▸ **GOAL OF THE EXERCISE**:
Copy out each line in the material below that has the word "React".

──────── DATASET SECTION ────────

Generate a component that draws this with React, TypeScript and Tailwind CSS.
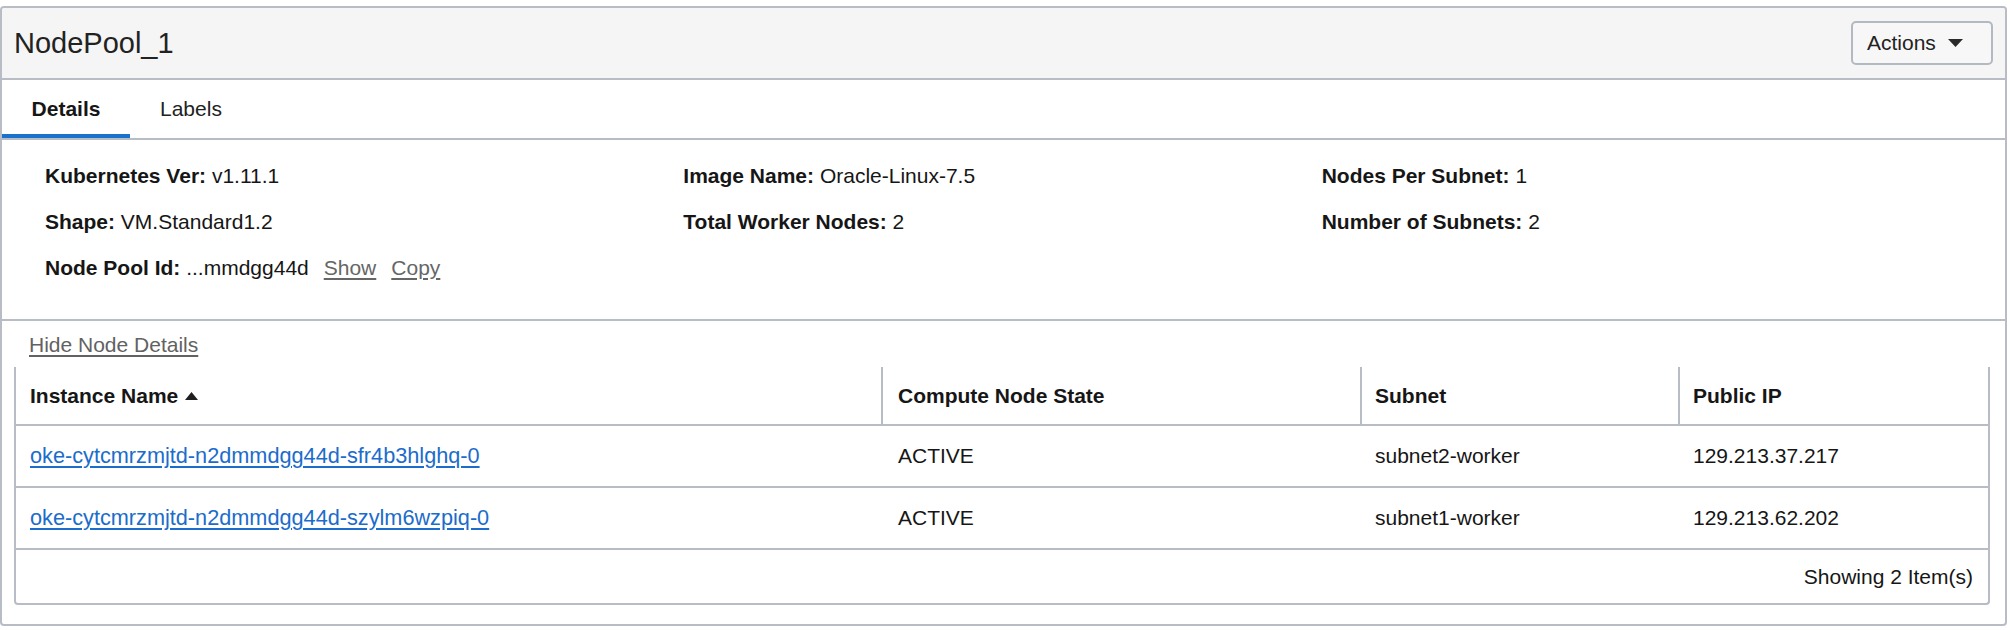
import React from "react";

const font = { fontFamily: '"Liberation Sans", Arial, Helvetica, sans-serif' };

function Field({ label, value, extra }: { label: string; value: string; extra?: boolean }) {
  return (
    <div className="flex items-center h-[24px] leading-[24px] whitespace-nowrap">
      <span className="font-bold">{label}</span>
      <span>&nbsp;{value}</span>
      {extra && (
        <>
          <span className="ml-[15px] text-[#666666] underline underline-offset-[3px]">Show</span>
          <span className="ml-[15px] text-[#666666] underline underline-offset-[3px]">Copy</span>
        </>
      )}
    </div>
  );
}

const rows = [
  {
    name: "oke-cytcmrzmjtd-n2dmmdgg44d-sfr4b3hlghq-0",
    state: "ACTIVE",
    subnet: "subnet2-worker",
    ip: "129.213.37.217",
  },
  {
    name: "oke-cytcmrzmjtd-n2dmmdgg44d-szylm6wzpiq-0",
    state: "ACTIVE",
    subnet: "subnet1-worker",
    ip: "129.213.62.202",
  },
];

export default function App() {
  return (
    <div className="w-[2010px] h-[630px] bg-white pt-[6px] text-[#161616]" style={font}>
      <div className="w-[2007px] h-[620px] border-2 border-[#b8bdc5] rounded-[4px] flex flex-col">
        {/* Header */}
        <div className="h-[72px] bg-[#f5f5f5] border-b-2 border-[#b8bdc5] flex items-center justify-between pl-[12px] pr-[12px] rounded-t-[3px]">
          <div className="text-[29px] leading-[34px] text-[#222222]">NodePool_1</div>
          <div className="h-[44px] w-[142px] border-2 border-[#b3b9c1] rounded-[5px] bg-[#f7f7f7] flex items-center pl-[14px] text-[21px] text-[#222222]">
            <span>Actions</span>
            <svg className="ml-[12px]" width="15" height="8" viewBox="0 0 15 8">
              <polygon points="0,0 15,0 7.5,8" fill="#2a2a2a" />
            </svg>
          </div>
        </div>

        {/* Tabs */}
        <div className="h-[60px] border-b-2 border-[#b8bdc5] flex text-[21px]">
          <div className="relative w-[128px] h-full flex items-center justify-center font-bold">
            Details
            <div className="absolute left-0 right-0 bottom-0 h-[4px] bg-[#1b72cc]" />
          </div>
          <div className="h-full flex items-center pl-[30px] text-[#222222]">Labels</div>
        </div>

        {/* Details */}
        <div className="border-b-2 border-[#b8bdc5] pt-[24px] pb-[39px] pl-[43px] pr-[45px] text-[21px]">
          <div className="grid grid-cols-3 gap-y-[22px]">
            <Field label="Kubernetes Ver:" value="v1.11.1" />
            <Field label="Image Name:" value="Oracle-Linux-7.5" />
            <Field label="Nodes Per Subnet:" value="1" />
            <Field label="Shape:" value="VM.Standard1.2" />
            <Field label="Total Worker Nodes:" value="2" />
            <Field label="Number of Subnets:" value="2" />
            <Field label="Node Pool Id:" value="...mmdgg44d" extra />
          </div>
        </div>

        {/* Hide link */}
        <div className="pl-[27px] pt-[12px] pb-[10px] h-[46px] text-[21px] leading-[24px]">
          <span className="text-[#626262] underline underline-offset-[3px]">Hide Node Details</span>
        </div>

        {/* Table */}
        <div className="ml-[12px] w-[1976px] border-x-2 border-b-2 border-[#b8bdc5] rounded-b-[4px] text-[21px]">
          <div className="grid grid-cols-[865px_479px_318px_1fr] h-[59px] border-b-2 border-[#b8bdc5] font-bold">
            <div className="flex items-center pl-[14px]">
              Instance Name
              <svg className="ml-[7px]" width="13" height="8" viewBox="0 0 13 8">
                <polygon points="0,8 13,8 6.5,0" fill="#1f1f1f" />
              </svg>
            </div>
            <div className="flex items-center pl-[15px] border-l-2 border-[#b8bdc5]">Compute Node State</div>
            <div className="flex items-center pl-[13px] border-l-2 border-[#b8bdc5]">Subnet</div>
            <div className="flex items-center pl-[13px] border-l-2 border-[#b8bdc5]">Public IP</div>
          </div>
          {rows.map((r) => (
            <div
              key={r.name}
              className="grid grid-cols-[865px_479px_318px_1fr] h-[62px] border-b-2 border-[#b8bdc5]"
            >
              <div className="flex items-center pl-[14px]">
                <span className="text-[#1b6ccb] underline underline-offset-[3px] text-[21.7px]">{r.name}</span>
              </div>
              <div className="flex items-center pl-[17px]">{r.state}</div>
              <div className="flex items-center pl-[15px]">{r.subnet}</div>
              <div className="flex items-center pl-[15px]">{r.ip}</div>
            </div>
          ))}
          <div className="h-[53px] flex items-center justify-end pr-[15px]">Showing 2 Item(s)</div>
        </div>
      </div>
    </div>
  );
}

────────

▸ **EXPECTED ANSWER**:
Generate a component that draws this with React, TypeScript and Tailwind CSS.
import React from "react";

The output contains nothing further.